Let $X_1, X_2 ... X_n \text{ ~ } N(\mu, \sigma^{2})$ be identically distributed and consider the estimate $$ \sigma_* ^{2} = \frac{1}{n} \sum\limits_{i=1}^n (X_i - \mu)^2 $$ for the variance.
Find number $a$ and $b \in \mathbb{R} $ such that $ P(\sigma_*^2 < a\sigma ^2) =0.025$ and $ P(\sigma_*^2 > b\sigma ^2) =0.025$
This is all that was given in the question, and I'm not sure how to approach it, I was thinking of using the equation for $\sigma ^2$ but its the same (or I think it is) as $ \sigma_* ^{2}$. This question is in relation to hypothesis testing and so far I've looked at z and t tests, but I'm not sure how i can standardise these two values. Any help is much appreciated.

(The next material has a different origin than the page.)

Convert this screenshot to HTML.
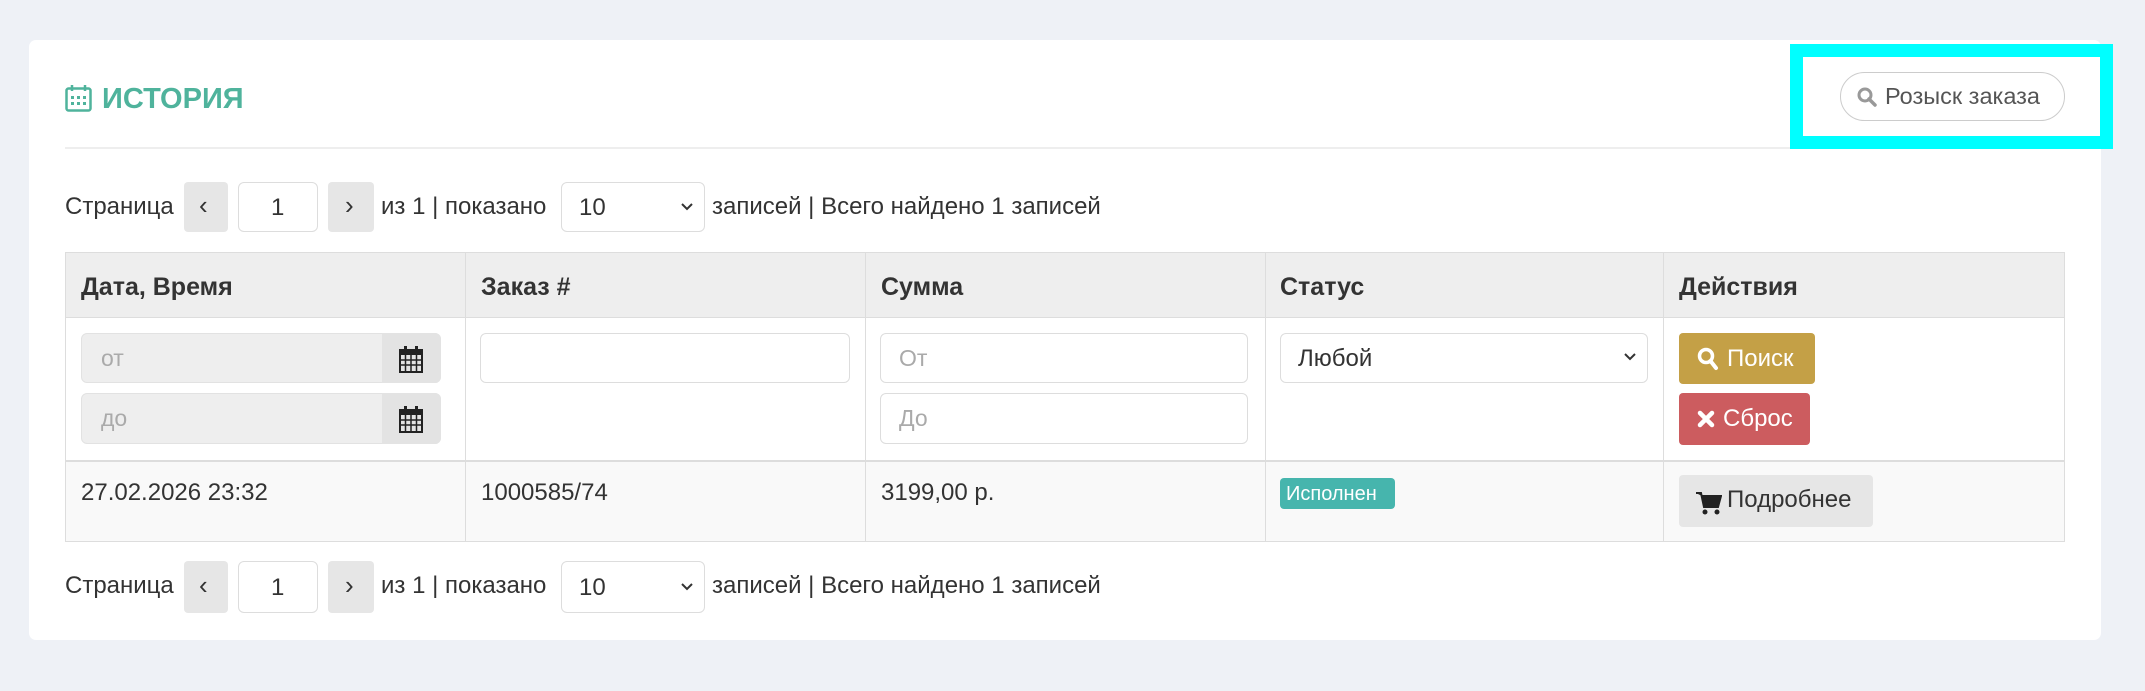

$\sigma_*^2$ is a random variable, being a function of the random variables $X_1, \ldots, X_n$. Its probability distribution is derived from the sampling distribution, and your goal is to determine what this distribution is. Note that $$X_i - \mu \sim \operatorname{Normal}(0, \sigma^2)$$ and $$\frac{X_i - \mu}{\sigma} \sim \operatorname{Normal}(0,1)$$ is a pivotal quantity. So $$\Pr[\sigma_*^2 < a\sigma^2] = \Pr\left[\frac{\sigma_*^2}{\sigma^2} < a\right],$$ and since $$\frac{\sigma_*^2}{\sigma^2} = \frac{1}{n} \sum_{i=1}^n \left(\frac{X_i - \mu}{\sigma}\right)^2$$ is the mean of $n$ IID standard normal random variables, $$n\frac{\sigma_*^2}{\sigma^2} \sim \chi^2_n.$$ How would you find the constant $a$ based on this information?